ぼさー

消えない虹のぼさーのレビュー・感想・評価

消えない虹(2022年製作の映画)
4.0
未成年殺人加害者と家族、被害者遺族の心情を提示し、それぞれの人物に自己投影して考えられるように工夫された作品。

複数の別々の暮らしをしている登場人物たちが描かれるものの関係性がわからないところから物語は進行していく。女生徒の死によって二つの家族の関係性が結びつき、そして過去の未成年殺人の物語へと展開していく。

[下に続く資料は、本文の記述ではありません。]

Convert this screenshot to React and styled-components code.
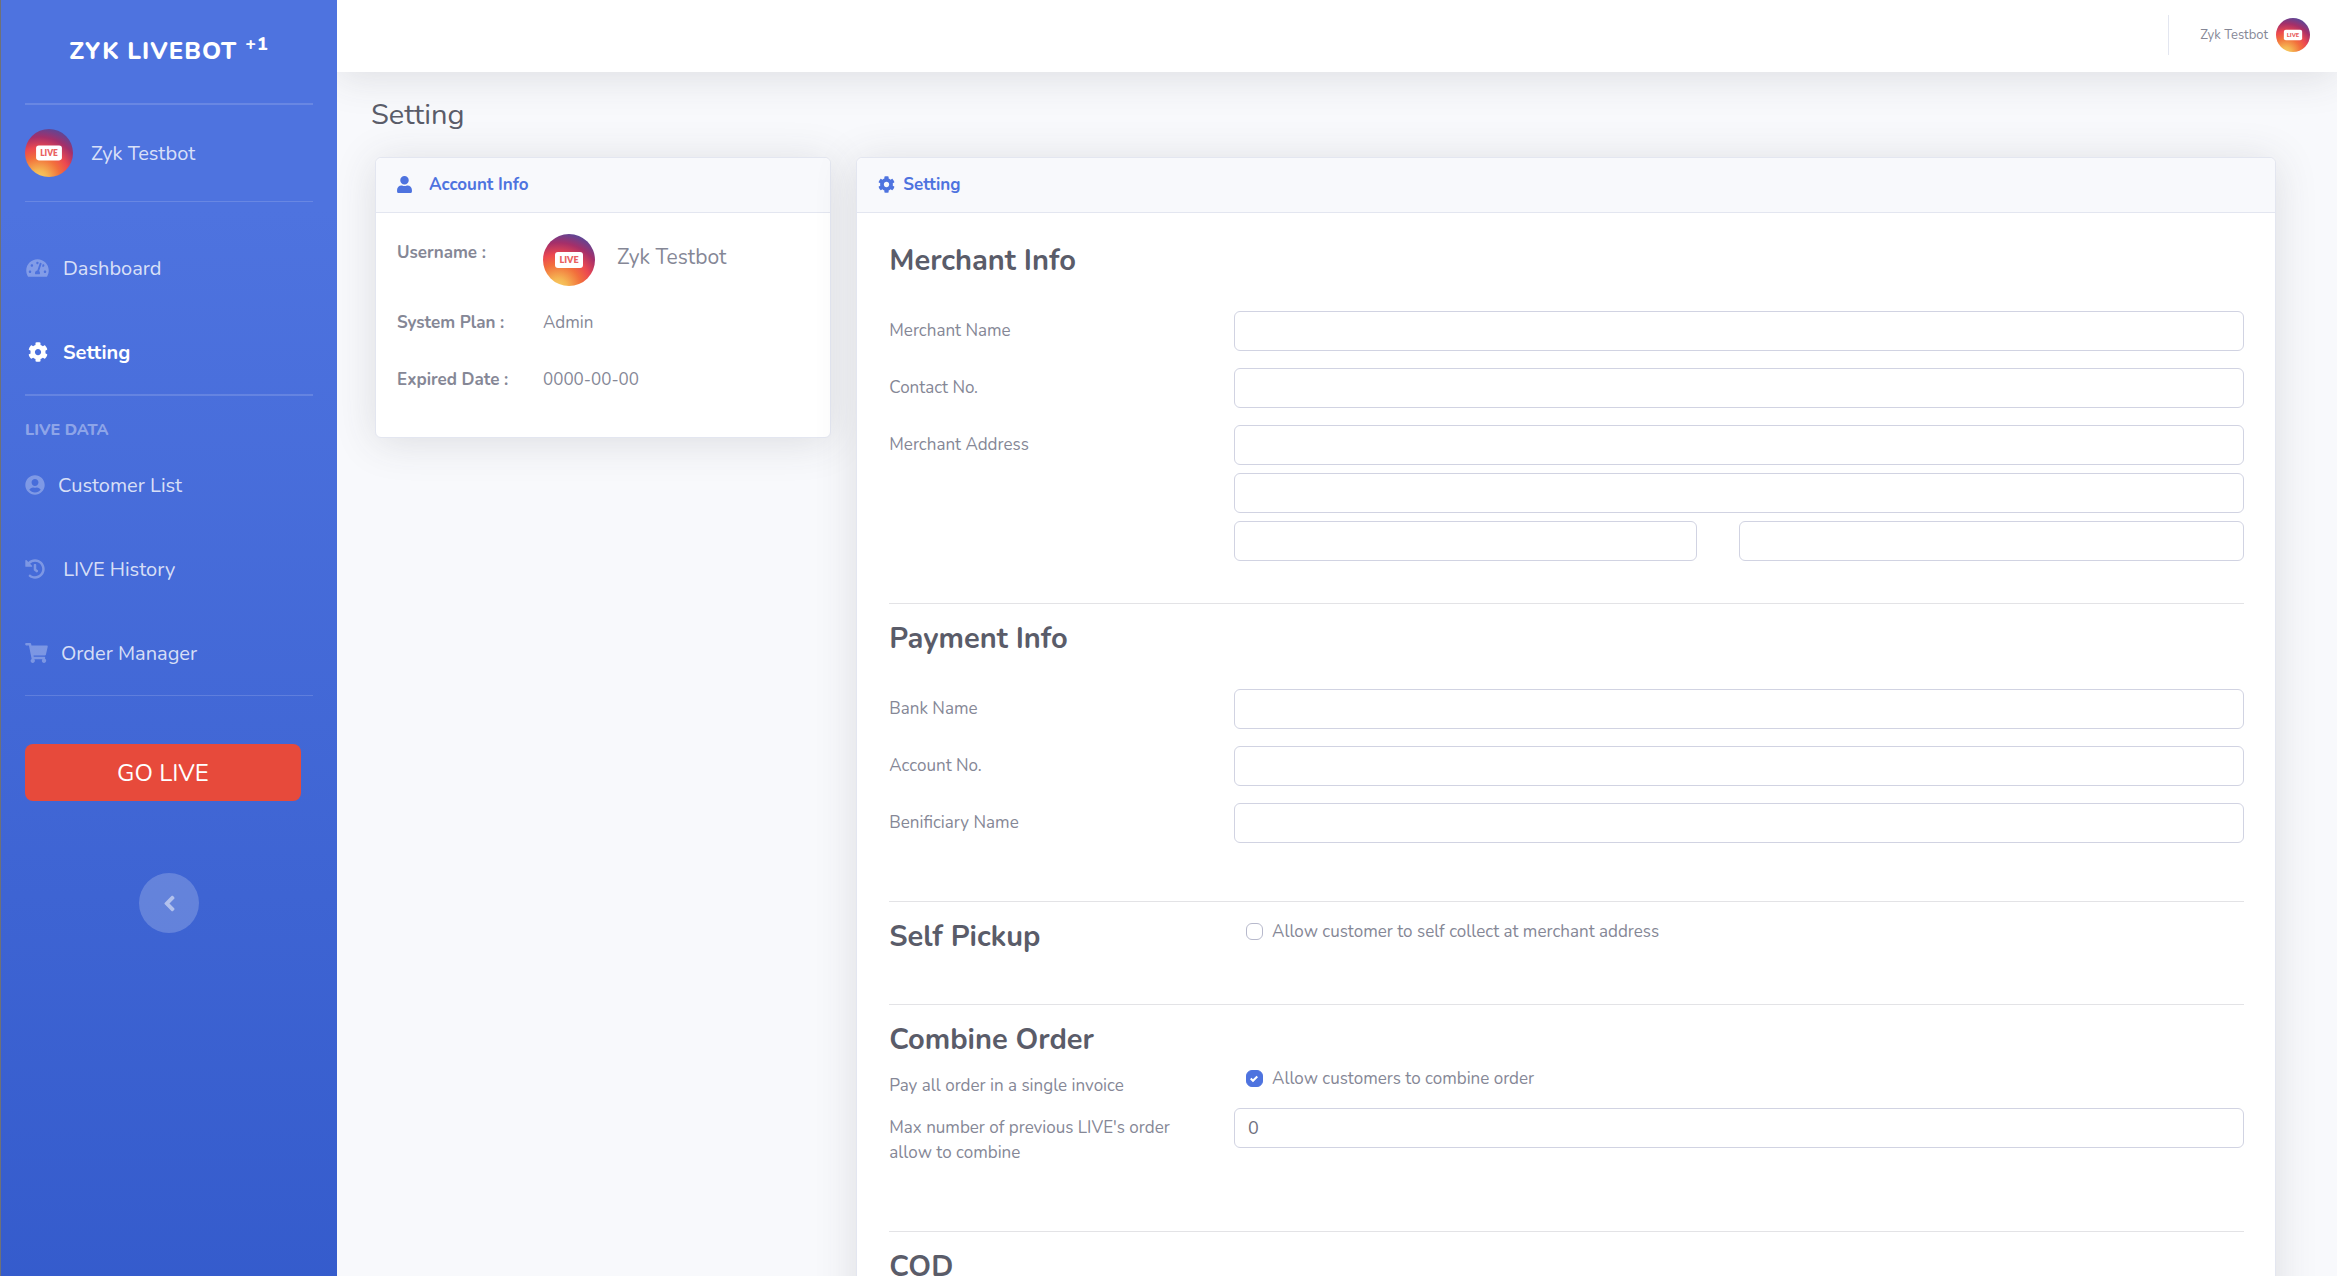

登場人物達の関係性や言動の謎を解いていくことで徐々に各々の人物像を理解していけるように工夫されている。演劇のような構成で凝った脚本と演出だった。

****
壊されてしまった人生、狂ってしまった人生を受け入れて前に進むには、壊した/狂わせた張本人の人生の理解も必要という考え方に基づく内容だと思った。ずっと不可解であると、加害者をどう扱い結論づけていいかわからず、もやもやとして残りつづけていくという描き方がされていた。
そして加害者を憎み続けていいのか、逆に憎むという負の感情をやめられるのか、そういう割り切れない悩みをずっと抱えて生きていくことの苦しみが描かれていたように思う。

あくまでフィクションの物語なので単純化された結末に向かっていき後味良い仕上がりになっている。それは物語の仕上げの話であって、それよりもそれぞれの登場人物に自己投影しながら自分事として事情を捉えてみるのが有意義だと思った。そういうことが可能な演出と構成になっていた。

****
ハルカトミユキさん(ミュージシャン※劇中主題歌)、島田伊智郎監督、俳優陣:猪爪尚紀さん 星川祐樹さん 裕樹さん 平山さとみさんのトークとミニライブ付き上映を鑑賞。

劇中では不幸そうなオーラを纏った男性達が登場していたが、演じていた俳優さんたちは不幸そうな雰囲気はまったくなく、演技や演出の力なんだと感心した。